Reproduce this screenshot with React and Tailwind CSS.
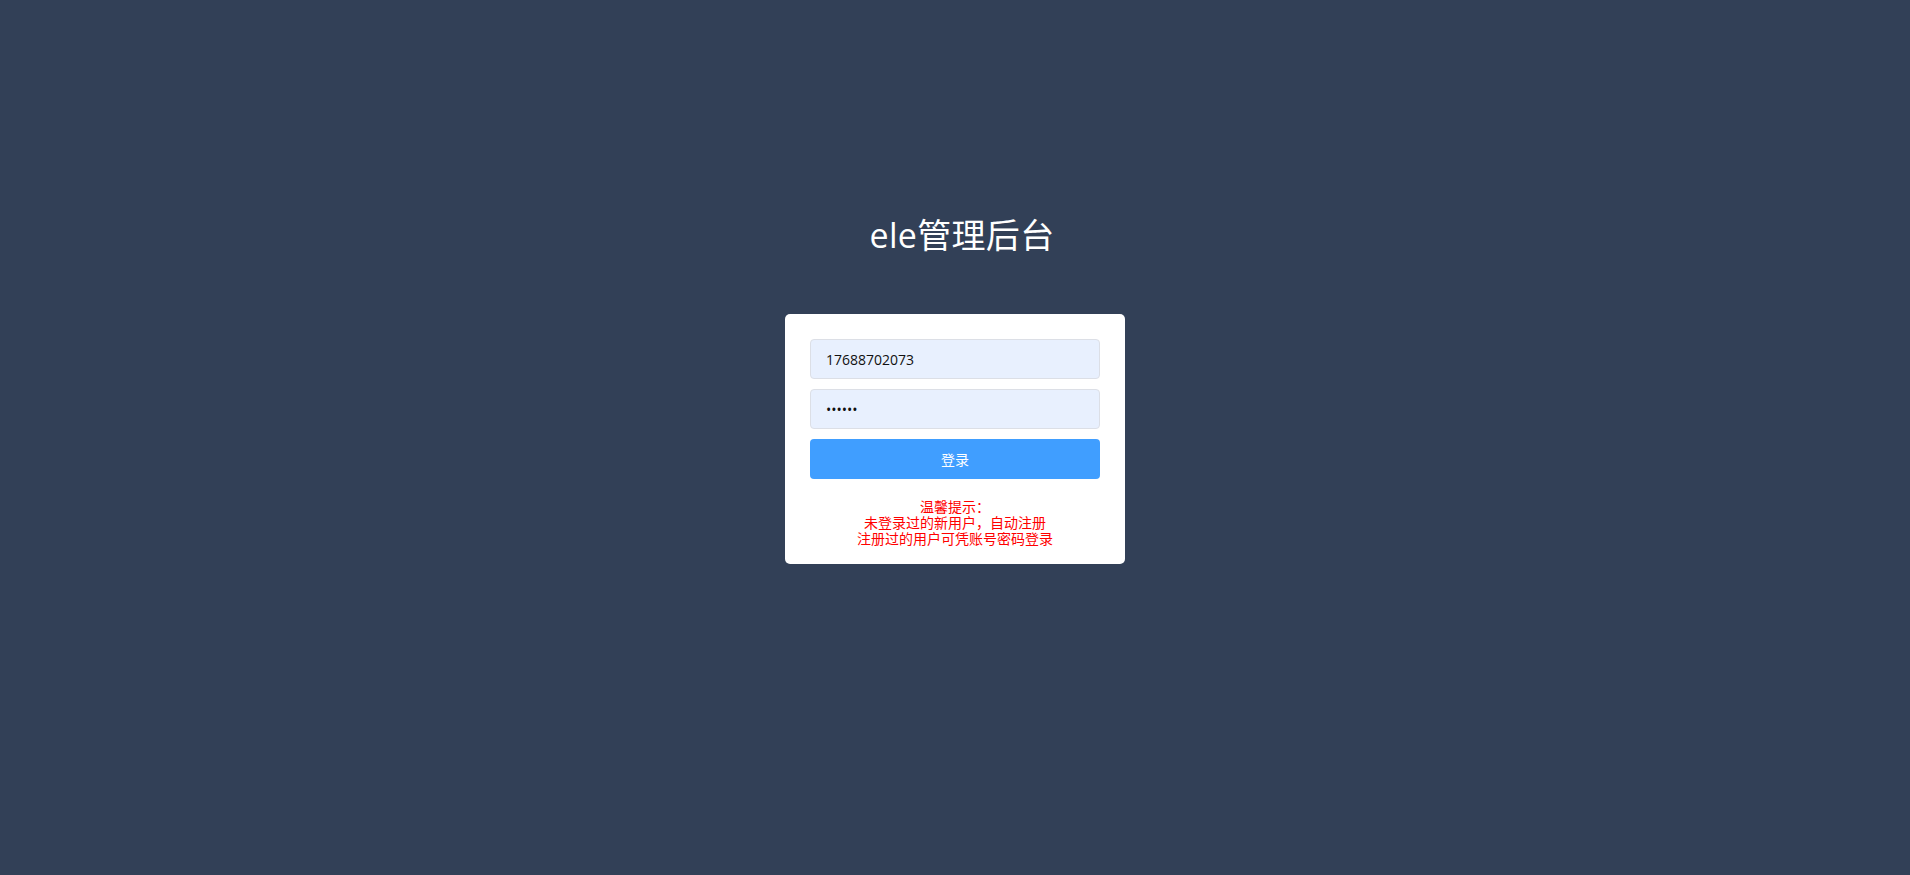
import React from "react";

export default function App() {
  return (
    <div
      className="min-h-screen w-full bg-[#324057] flex flex-col items-center pt-[210px]"
      style={{ fontFamily: '"Open Sans", "Noto Sans CJK SC", sans-serif' }}
    >
      <p className="text-[34px] leading-[51px] text-white pl-[14px] tracking-[0.3px]">ele管理后台</p>

      <div className="mt-[53px] w-[340px] bg-white rounded-[5px] px-[25px] pt-[25px] pb-[17px] text-center">
        <input
          type="text"
          readOnly
          value="17688702073"
          className="block w-full h-[40px] rounded-[4px] border border-[#dcdfe6] bg-[#e8f0fe] px-[15px] text-[14px] text-[#111] outline-none"
        />
        <input
          type="password"
          readOnly
          value="123456"
          className="block mt-[10px] w-full h-[40px] rounded-[4px] border border-[#dcdfe6] bg-[#e8f0fe] px-[15px] text-[14px] text-[#111] outline-none"
        />
        <button className="block mt-[10px] w-full h-[40px] rounded-[4px] bg-[#409eff] text-white text-[14px]">
          登录
        </button>
        <div className="mt-[20px] text-[14px] leading-[16px] text-[#ff0000]">
          <p>温馨提示：</p>
          <p>未登录过的新用户，自动注册</p>
          <p>注册过的用户可凭账号密码登录</p>
        </div>
      </div>
    </div>
  );
}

◇ ◇ ◇ ◇ ◇ ◇ ◇

**Stated problem**
Return the listing above word for word, with the pictures removed.

**Full output**
Reproduce this screenshot with React and Tailwind CSS.
import React from "react";

export default function App() {
  return (
    <div
      className="min-h-screen w-full bg-[#324057] flex flex-col items-center pt-[210px]"
      style={{ fontFamily: '"Open Sans", "Noto Sans CJK SC", sans-serif' }}
    >
      <p className="text-[34px] leading-[51px] text-white pl-[14px] tracking-[0.3px]">ele管理后台</p>

      <div className="mt-[53px] w-[340px] bg-white rounded-[5px] px-[25px] pt-[25px] pb-[17px] text-center">
        <input
          type="text"
          readOnly
          value="17688702073"
          className="block w-full h-[40px] rounded-[4px] border border-[#dcdfe6] bg-[#e8f0fe] px-[15px] text-[14px] text-[#111] outline-none"
        />
        <input
          type="password"
          readOnly
          value="123456"
          className="block mt-[10px] w-full h-[40px] rounded-[4px] border border-[#dcdfe6] bg-[#e8f0fe] px-[15px] text-[14px] text-[#111] outline-none"
        />
        <button className="block mt-[10px] w-full h-[40px] rounded-[4px] bg-[#409eff] text-white text-[14px]">
          登录
        </button>
        <div className="mt-[20px] text-[14px] leading-[16px] text-[#ff0000]">
          <p>温馨提示：</p>
          <p>未登录过的新用户，自动注册</p>
          <p>注册过的用户可凭账号密码登录</p>
        </div>
      </div>
    </div>
  );
}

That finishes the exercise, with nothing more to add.